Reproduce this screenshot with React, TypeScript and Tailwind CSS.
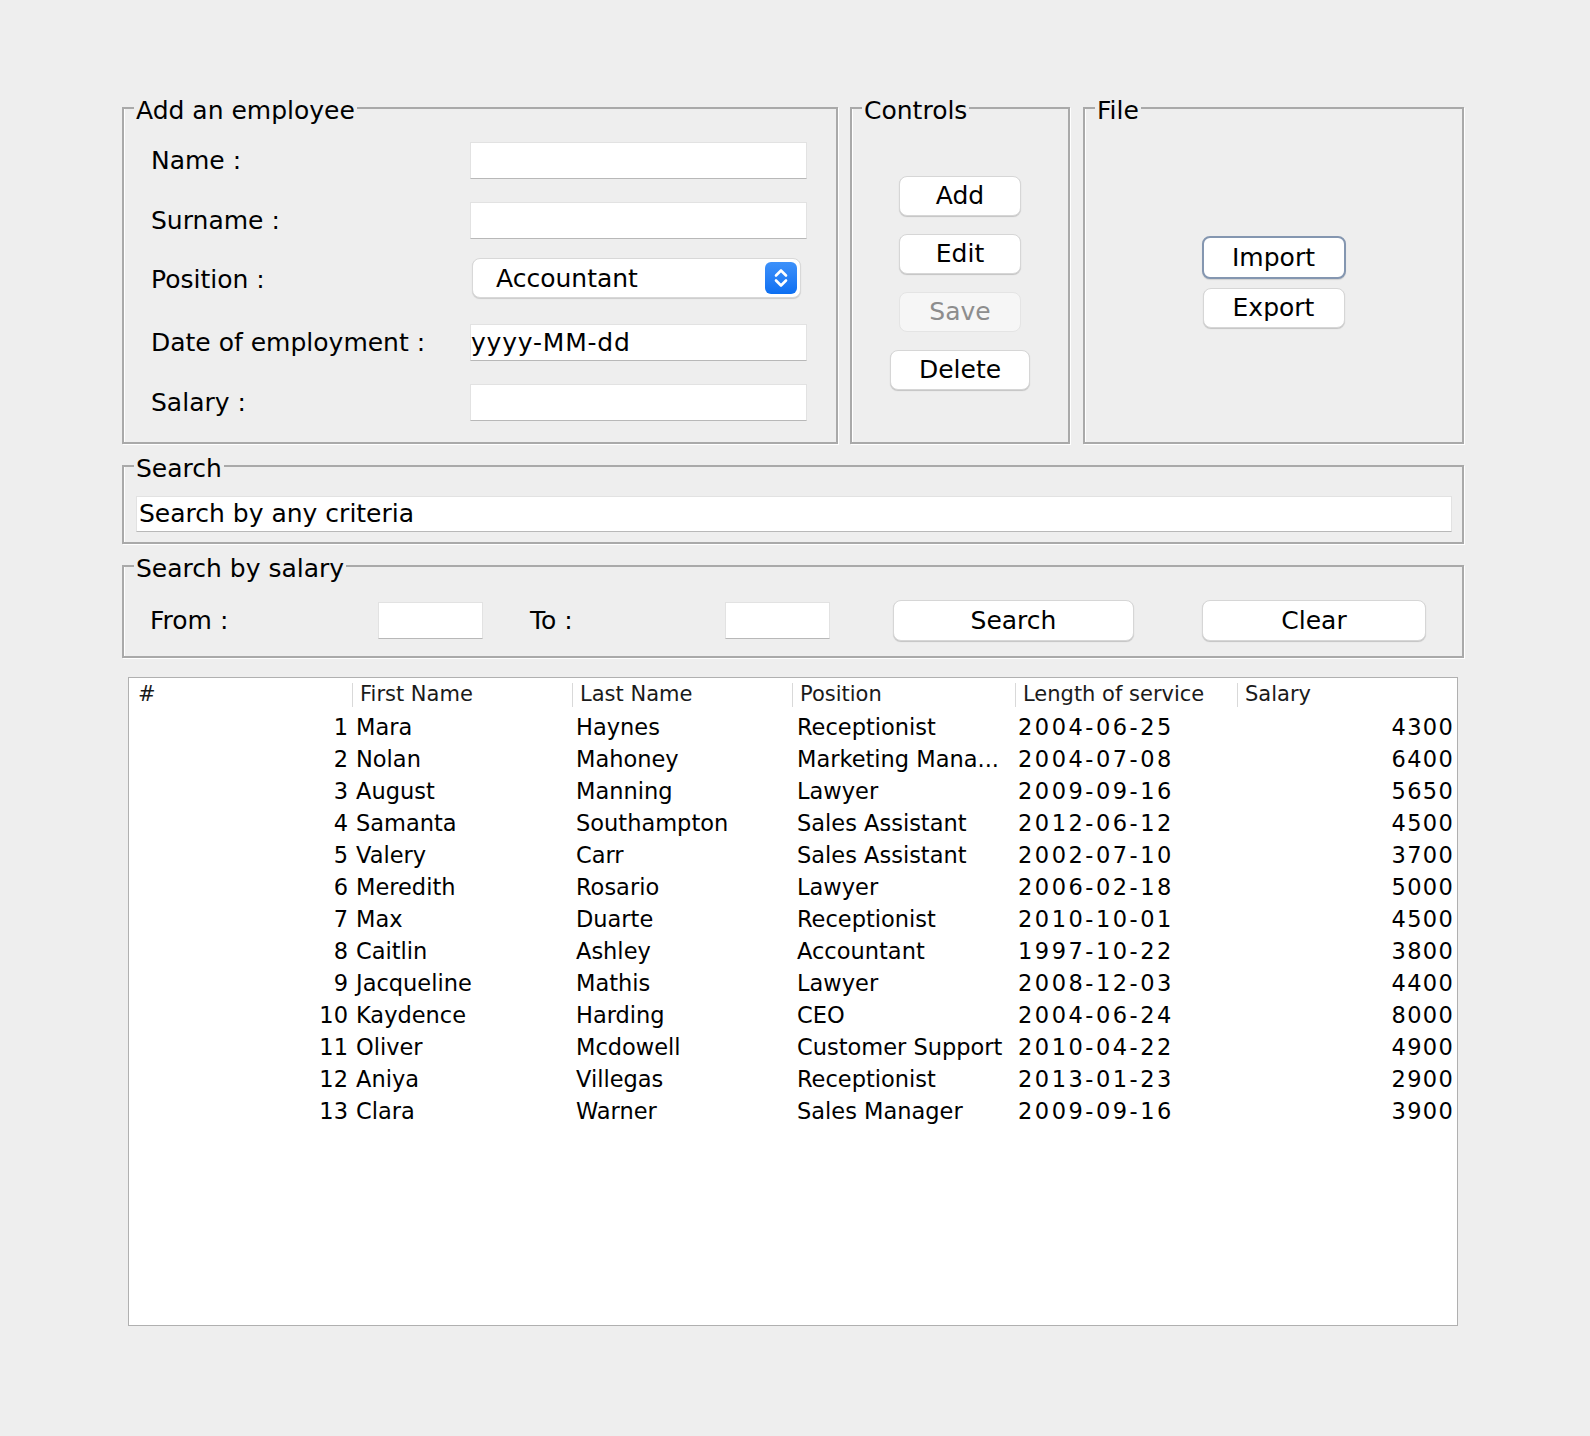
import React from "react"
import clsx from "clsx"

const rows = [
  [1, "Mara", "Haynes", "Receptionist", "2004-06-25", 4300],
  [2, "Nolan", "Mahoney", "Marketing Mana...", "2004-07-08", 6400],
  [3, "August", "Manning", "Lawyer", "2009-09-16", 5650],
  [4, "Samanta", "Southampton", "Sales Assistant", "2012-06-12", 4500],
  [5, "Valery", "Carr", "Sales Assistant", "2002-07-10", 3700],
  [6, "Meredith", "Rosario", "Lawyer", "2006-02-18", 5000],
  [7, "Max", "Duarte", "Receptionist", "2010-10-01", 4500],
  [8, "Caitlin", "Ashley", "Accountant", "1997-10-22", 3800],
  [9, "Jacqueline", "Mathis", "Lawyer", "2008-12-03", 4400],
  [10, "Kaydence", "Harding", "CEO", "2004-06-24", 8000],
  [11, "Oliver", "Mcdowell", "Customer Support", "2010-04-22", 4900],
  [12, "Aniya", "Villegas", "Receptionist", "2013-01-23", 2900],
  [13, "Clara", "Warner", "Sales Manager", "2009-09-16", 3900],
] as const

const headers = ["First Name", "Last Name", "Position", "Length of service", "Salary"]

function Group({ title, className, children }: { title: string; className?: string; children?: React.ReactNode }) {
  return (
    <fieldset
      className={clsx(
        "border-2 border-[#a9a9a9] shadow-[1px_1px_0_#ffffff,inset_1px_0_0_#ffffff]",
        className
      )}
    >
      <legend className="ml-[10px] px-[2px] text-[25px] leading-[30px] text-black">
        <span className="relative top-[3px]">{title}</span>
      </legend>
      {children}
    </fieldset>
  )
}

function Field({ className, value }: { className?: string; value?: string }) {
  return (
    <div
      className={clsx(
        "bg-white border border-[#e2e2e2] border-b-[#b8b8b8] flex items-center text-[25px] text-black",
        className
      )}
    >
      {value}
    </div>
  )
}

function Button({ label, className, disabled, focused }: { label: string; className?: string; disabled?: boolean; focused?: boolean }) {
  let look = "bg-white text-black border border-[#d6d6d6] shadow-[0_1px_1px_rgba(0,0,0,0.18)]"
  if (disabled) look = "bg-[#f6f6f6] text-[#8d8d8d] border border-[#e4e4e4]"
  if (focused) look = "bg-white text-black border-2 border-[#8496b0] shadow-[0_1px_1px_rgba(0,0,0,0.12)]"
  return (
    <div className={clsx("flex items-center justify-center rounded-[8px] text-[25px]", look, className)}>
      {label}
    </div>
  )
}

function FormRow({ label, children, className }: { label: string; children: React.ReactNode; className?: string }) {
  return (
    <div className={clsx("flex items-center", className)}>
      <span className="w-[319px] text-[25px] text-black">{label}</span>
      {children}
    </div>
  )
}

export default function App() {
  return (
    <div className="w-full h-[1436px] bg-[#eeeeee] pt-[93px] font-['DejaVu_Sans',sans-serif] overflow-hidden">
      <div className="ml-[122px] w-[1342px]">
        {/* top row */}
        <div className="flex">
          <Group title="Add an employee" className="w-[716px] h-[351px]">
            <div className="pl-[27px] pt-[19px]">
              <FormRow label="Name :" className="h-[37px]">
                <Field className="w-[337px] h-[37px]" />
              </FormRow>
              <FormRow label="Surname :" className="h-[37px] mt-[23px]">
                <Field className="w-[337px] h-[37px]" />
              </FormRow>
              <FormRow label="Position :" className="h-[40px] mt-[19px] pt-[4px]">
                <div className="ml-[2px] -mt-[4px] w-[329px] h-[40px] rounded-[8px] bg-white border border-[#d8d8d8] shadow-[0_1px_1px_rgba(0,0,0,0.15)] flex items-center justify-between pl-[23px] pr-[3px]">
                  <span className="text-[25px] text-black pt-[2px]">Accountant</span>
                  <div className="w-[32px] h-[32px] rounded-[6px] bg-gradient-to-b from-[#3d91fa] to-[#0b6ff2] flex items-center justify-center">
                    <svg width="32" height="32" viewBox="0 0 32 32" fill="none">
                      <path d="M11 13.5 L16 8.5 L21 13.5" stroke="white" strokeWidth="2.6" strokeLinecap="round" strokeLinejoin="round" />
                      <path d="M11 18.5 L16 23.5 L21 18.5" stroke="white" strokeWidth="2.6" strokeLinecap="round" strokeLinejoin="round" />
                    </svg>
                  </div>
                </div>
              </FormRow>
              <FormRow label="Date of employment :" className="h-[37px] mt-[26px]">
                <Field className="w-[337px] h-[37px] tracking-[0.8px]" value="yyyy-MM-dd" />
              </FormRow>
              <FormRow label="Salary :" className="h-[37px] mt-[23px]">
                <Field className="w-[337px] h-[37px]" />
              </FormRow>
            </div>
          </Group>

          <Group title="Controls" className="ml-[12px] w-[220px] h-[351px]">
            <div className="flex flex-col items-center pt-[53px] gap-[18px]">
              <Button label="Add" className="w-[122px] h-[40px]" />
              <Button label="Edit" className="w-[122px] h-[40px]" />
              <Button label="Save" className="w-[122px] h-[40px]" disabled />
              <Button label="Delete" className="w-[140px] h-[40px]" />
            </div>
          </Group>

          <Group title="File" className="ml-[13px] w-[381px] h-[351px]">
            <div className="flex flex-col items-center pt-[113px] gap-[9px]">
              <Button label="Import" className="w-[144px] h-[43px]" focused />
              <Button label="Export" className="w-[142px] h-[40px]" />
            </div>
          </Group>
        </div>

        {/* search */}
        <Group title="Search" className="mt-[7px] h-[93px]">
          <div className="pl-[12px] pr-[10px] pt-[15px]">
            <Field className="w-full h-[36px] pl-[2px] text-[24.5px]" value="Search by any criteria" />
          </div>
        </Group>

        {/* search by salary */}
        <Group title="Search by salary" className="mt-[7px] h-[107px]">
          <div className="flex items-center pl-[26px] pt-[19px]">
            <span className="w-[228px] text-[25px] text-black">From :</span>
            <Field className="w-[105px] h-[37px]" />
            <span className="ml-[47px] w-[195px] text-[25px] text-black">To :</span>
            <Field className="w-[105px] h-[37px]" />
            <Button label="Search" className="ml-[63px] w-[241px] h-[41px]" />
            <Button label="Clear" className="ml-[68px] w-[224px] h-[41px]" />
          </div>
        </Group>

        {/* table */}
        <div className="mt-[19px] mx-[6px] h-[649px] bg-white border border-[#b0b0b0]">
          <div className="grid grid-cols-[223px_220px_220px_223px_222px_220px] h-[33px] items-center text-[21px] text-[#1a1a1a]">
            <div className="pl-[9px]">#</div>
            {headers.map((h) => (
              <div key={h} className="flex items-center h-[33px]">
                <div className="h-[24px] border-l border-[#d9d9d9]" />
                <span className="pl-[7px]">{h}</span>
              </div>
            ))}
          </div>
          {rows.map((r) => (
            <div
              key={r[0]}
              className="grid grid-cols-[223px_220px_220px_223px_222px_220px] h-[32px] items-center text-[22.5px] text-black whitespace-nowrap"
            >
              <div className="text-right pr-[4px]">{r[0]}</div>
              <div className="pl-[4px]">{r[1]}</div>
              <div className="pl-[4px]">{r[2]}</div>
              <div className="pl-[5px] overflow-hidden">{r[3]}</div>
              <div className="pl-[3px] tracking-[2.5px]">{r[4]}</div>
              <div className="text-right pr-[3px] tracking-[1.3px]">{r[5]}</div>
            </div>
          ))}
        </div>
      </div>
    </div>
  )
}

● ● ● ● ●

# GIVEN TASK
Extract all lines from the data in which "React" is found.

# ANSWER TO THE EXERCISE
Reproduce this screenshot with React, TypeScript and Tailwind CSS.
import React from "react"
function Group({ title, className, children }: { title: string; className?: string; children?: React.ReactNode }) {
function FormRow({ label, children, className }: { label: string; children: React.ReactNode; className?: string }) {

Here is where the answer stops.